* [Task directions]:
Report the total number of lines that include the string "this", without any other text.

* [Stored records]:
BEGIN

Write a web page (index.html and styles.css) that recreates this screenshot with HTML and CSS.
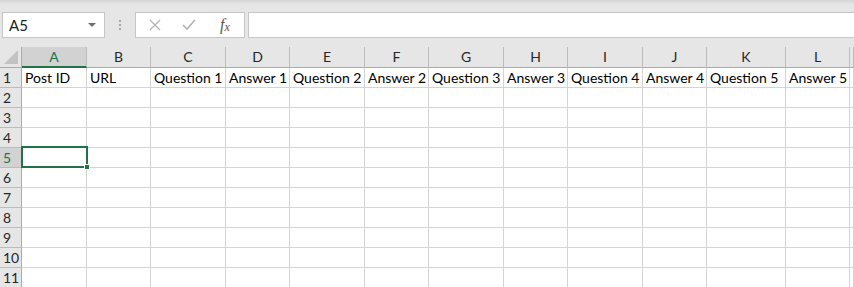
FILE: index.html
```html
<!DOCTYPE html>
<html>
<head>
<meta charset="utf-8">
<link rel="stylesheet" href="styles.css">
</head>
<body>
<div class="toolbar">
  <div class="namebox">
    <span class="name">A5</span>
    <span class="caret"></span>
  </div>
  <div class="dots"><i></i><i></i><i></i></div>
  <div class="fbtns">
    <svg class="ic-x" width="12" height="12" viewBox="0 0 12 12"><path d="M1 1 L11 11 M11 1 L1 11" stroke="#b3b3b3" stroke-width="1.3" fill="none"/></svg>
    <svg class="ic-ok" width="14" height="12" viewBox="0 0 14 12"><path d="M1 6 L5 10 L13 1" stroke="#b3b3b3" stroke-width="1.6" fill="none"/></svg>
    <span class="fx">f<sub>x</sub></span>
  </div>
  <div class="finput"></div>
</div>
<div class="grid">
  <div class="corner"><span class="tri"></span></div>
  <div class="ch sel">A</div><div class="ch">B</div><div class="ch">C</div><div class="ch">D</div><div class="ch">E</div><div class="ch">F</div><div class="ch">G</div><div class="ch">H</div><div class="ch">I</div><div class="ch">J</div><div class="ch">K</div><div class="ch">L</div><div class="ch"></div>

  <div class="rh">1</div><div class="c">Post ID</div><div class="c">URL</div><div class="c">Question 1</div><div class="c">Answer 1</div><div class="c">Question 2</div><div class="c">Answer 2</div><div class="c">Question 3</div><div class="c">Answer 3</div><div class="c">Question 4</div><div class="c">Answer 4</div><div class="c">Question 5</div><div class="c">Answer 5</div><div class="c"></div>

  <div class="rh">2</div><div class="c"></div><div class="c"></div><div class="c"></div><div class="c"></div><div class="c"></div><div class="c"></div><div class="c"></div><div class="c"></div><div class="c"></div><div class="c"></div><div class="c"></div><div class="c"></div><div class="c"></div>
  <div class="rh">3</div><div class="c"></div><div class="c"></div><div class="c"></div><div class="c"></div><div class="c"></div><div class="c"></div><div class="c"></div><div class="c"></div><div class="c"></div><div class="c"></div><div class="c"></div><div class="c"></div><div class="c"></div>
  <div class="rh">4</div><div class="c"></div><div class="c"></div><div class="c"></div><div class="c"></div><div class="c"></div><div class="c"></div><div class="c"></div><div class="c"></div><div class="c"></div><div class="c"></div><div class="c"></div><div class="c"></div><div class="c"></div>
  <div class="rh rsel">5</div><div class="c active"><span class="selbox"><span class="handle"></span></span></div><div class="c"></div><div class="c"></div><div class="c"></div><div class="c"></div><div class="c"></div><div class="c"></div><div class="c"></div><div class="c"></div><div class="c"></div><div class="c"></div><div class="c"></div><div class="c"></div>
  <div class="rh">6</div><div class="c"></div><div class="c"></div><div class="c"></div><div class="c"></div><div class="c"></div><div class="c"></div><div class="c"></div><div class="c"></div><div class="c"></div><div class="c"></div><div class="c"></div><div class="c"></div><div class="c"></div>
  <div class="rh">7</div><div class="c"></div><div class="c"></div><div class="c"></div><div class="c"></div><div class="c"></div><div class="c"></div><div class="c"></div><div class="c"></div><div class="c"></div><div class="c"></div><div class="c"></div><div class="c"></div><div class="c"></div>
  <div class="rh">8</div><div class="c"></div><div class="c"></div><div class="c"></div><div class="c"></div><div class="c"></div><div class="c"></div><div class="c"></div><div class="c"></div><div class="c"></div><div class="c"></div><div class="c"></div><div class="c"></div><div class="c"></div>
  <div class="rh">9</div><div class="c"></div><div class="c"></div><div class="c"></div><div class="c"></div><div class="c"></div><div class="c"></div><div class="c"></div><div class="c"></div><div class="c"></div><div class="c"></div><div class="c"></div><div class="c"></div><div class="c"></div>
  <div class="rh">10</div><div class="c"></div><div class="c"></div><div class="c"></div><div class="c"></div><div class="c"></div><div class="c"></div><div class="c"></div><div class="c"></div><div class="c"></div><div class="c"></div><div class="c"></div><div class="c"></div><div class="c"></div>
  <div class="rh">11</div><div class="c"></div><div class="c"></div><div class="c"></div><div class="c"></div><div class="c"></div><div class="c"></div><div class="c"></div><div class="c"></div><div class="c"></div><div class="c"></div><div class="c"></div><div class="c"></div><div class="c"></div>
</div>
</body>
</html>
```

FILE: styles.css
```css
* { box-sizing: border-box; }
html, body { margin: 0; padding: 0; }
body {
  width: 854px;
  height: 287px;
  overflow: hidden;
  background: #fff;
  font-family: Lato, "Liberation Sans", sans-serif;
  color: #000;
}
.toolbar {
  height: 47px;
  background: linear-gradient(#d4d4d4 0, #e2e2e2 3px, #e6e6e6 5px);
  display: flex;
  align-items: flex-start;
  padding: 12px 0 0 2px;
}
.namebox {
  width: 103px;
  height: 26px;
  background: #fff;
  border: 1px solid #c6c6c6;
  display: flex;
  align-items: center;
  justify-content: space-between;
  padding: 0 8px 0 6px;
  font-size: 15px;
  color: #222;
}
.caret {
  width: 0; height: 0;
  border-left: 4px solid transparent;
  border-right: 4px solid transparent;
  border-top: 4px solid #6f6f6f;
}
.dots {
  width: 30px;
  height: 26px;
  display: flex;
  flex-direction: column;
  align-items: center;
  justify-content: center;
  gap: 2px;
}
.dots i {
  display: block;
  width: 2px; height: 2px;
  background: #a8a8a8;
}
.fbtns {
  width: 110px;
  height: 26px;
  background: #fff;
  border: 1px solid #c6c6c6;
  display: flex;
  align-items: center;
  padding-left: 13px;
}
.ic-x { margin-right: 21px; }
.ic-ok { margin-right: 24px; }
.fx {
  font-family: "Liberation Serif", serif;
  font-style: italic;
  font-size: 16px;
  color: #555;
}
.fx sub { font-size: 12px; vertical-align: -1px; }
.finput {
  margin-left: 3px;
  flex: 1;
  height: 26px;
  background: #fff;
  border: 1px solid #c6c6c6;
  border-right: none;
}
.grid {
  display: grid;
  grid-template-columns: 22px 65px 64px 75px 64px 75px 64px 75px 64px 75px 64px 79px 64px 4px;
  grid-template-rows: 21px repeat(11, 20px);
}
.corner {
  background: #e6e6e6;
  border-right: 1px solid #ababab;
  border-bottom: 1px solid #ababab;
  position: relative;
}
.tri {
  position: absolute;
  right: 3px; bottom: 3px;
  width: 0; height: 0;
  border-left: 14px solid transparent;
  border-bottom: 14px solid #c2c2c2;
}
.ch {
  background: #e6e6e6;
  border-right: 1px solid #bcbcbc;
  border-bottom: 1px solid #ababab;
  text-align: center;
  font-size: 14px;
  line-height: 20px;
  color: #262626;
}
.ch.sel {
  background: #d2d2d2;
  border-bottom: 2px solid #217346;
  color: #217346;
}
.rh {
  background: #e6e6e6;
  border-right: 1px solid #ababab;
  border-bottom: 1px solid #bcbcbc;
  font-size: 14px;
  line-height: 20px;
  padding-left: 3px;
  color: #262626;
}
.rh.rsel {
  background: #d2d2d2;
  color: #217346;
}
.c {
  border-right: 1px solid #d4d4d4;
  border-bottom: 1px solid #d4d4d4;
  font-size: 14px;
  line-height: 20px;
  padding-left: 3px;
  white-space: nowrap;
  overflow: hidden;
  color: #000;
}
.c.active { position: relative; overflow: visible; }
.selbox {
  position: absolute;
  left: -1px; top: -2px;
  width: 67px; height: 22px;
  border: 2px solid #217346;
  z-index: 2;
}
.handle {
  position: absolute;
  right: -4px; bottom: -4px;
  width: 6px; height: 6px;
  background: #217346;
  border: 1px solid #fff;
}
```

END
BEGIN

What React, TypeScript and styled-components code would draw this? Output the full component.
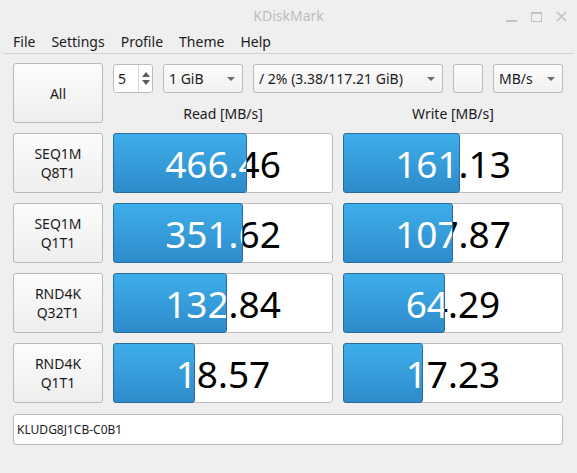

END

* [Task response]:
2